My life in Colorado had already bottomed out. I had been at my job for nineteen years and had every intention of staying there forever. Then the owners partnered with foreign investors who came in and flipped everything upside down. The foundation we had forged together for two decades was stripped away, meaningless to the new partners. My duties were delegated to others to lighten my load, so I was told. I no longer felt indispensable nor valued. I knew too much, had a hand in every department, and accepted change too slowly. It was time to go.
Around the same time, my girlfriend and I separated amicably, yet it didn’t feel like a break-up in the true sense. She was Australian and had been living undocumented with me for three years. There were no fights or fuck-offs but there was silence and anguish. I went to work unhappy and came home worse, sometimes furious and venting. She wanted to go home, and I didn’t blame her one bit. I was left holding my heart in a death-grip. I was unsettled, moving three times in three years. Also, during this time – both of my elderly cats passed away and I turned fifty years old.
I had never felt so abandoned, unwanted, and unloved; and I no longer had the option of throwing myself into my work, because I wanted to quit. This quote often comes to mind, “If misery loves company, why am I alone?” It was on a plaque hanging in my childhood home(s). Why in the world did we have a picture of a sad hobo-like clown holding a cocktail with that quote – in the bathroom?
Thoughts of suicide began strolling from the back of my mind toward the front. It was around that time I spoke with my mom about her health, multiple falls, memory loss, and obvious need of care. I had nothing to keep me in Denver – I had come to hate my job, my coworkers, the owners. I was still heartbroken, had only a few close friends, and a new cat who took great joy in biting me. I began plotting my move from one miserable situation to another. How much worse could it be? If you’ve been reading this blog for a few years; then you know the answer to that.

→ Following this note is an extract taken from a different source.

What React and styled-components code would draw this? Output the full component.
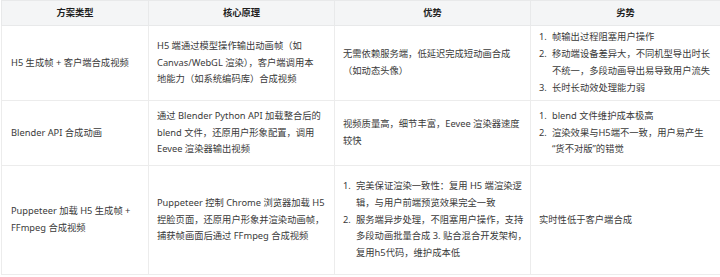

** Full Stop ** I’ve been working on this post for a few days and wrote about 5,000 words. I read it, edited, reread it, shared it with a friend… and finally decided to save it for another time.
So, let me wrap this up by saying – I never intended to come back to California once I left. I never wanted to move in with my mother. I definitely never wanted to be her full-time caregiver, especially if she was bedridden, wearing a diaper. I never believed I would genuinely love her. I never expected my heart to shatter when she died last year. And, lastly, I never thought I’d miss her presence as much as I do. To quote Charles Dickens and Justin Bieber, “Never say never.”
What I wouldn’t give to eat blue cake (or fish & chips) with my mother again.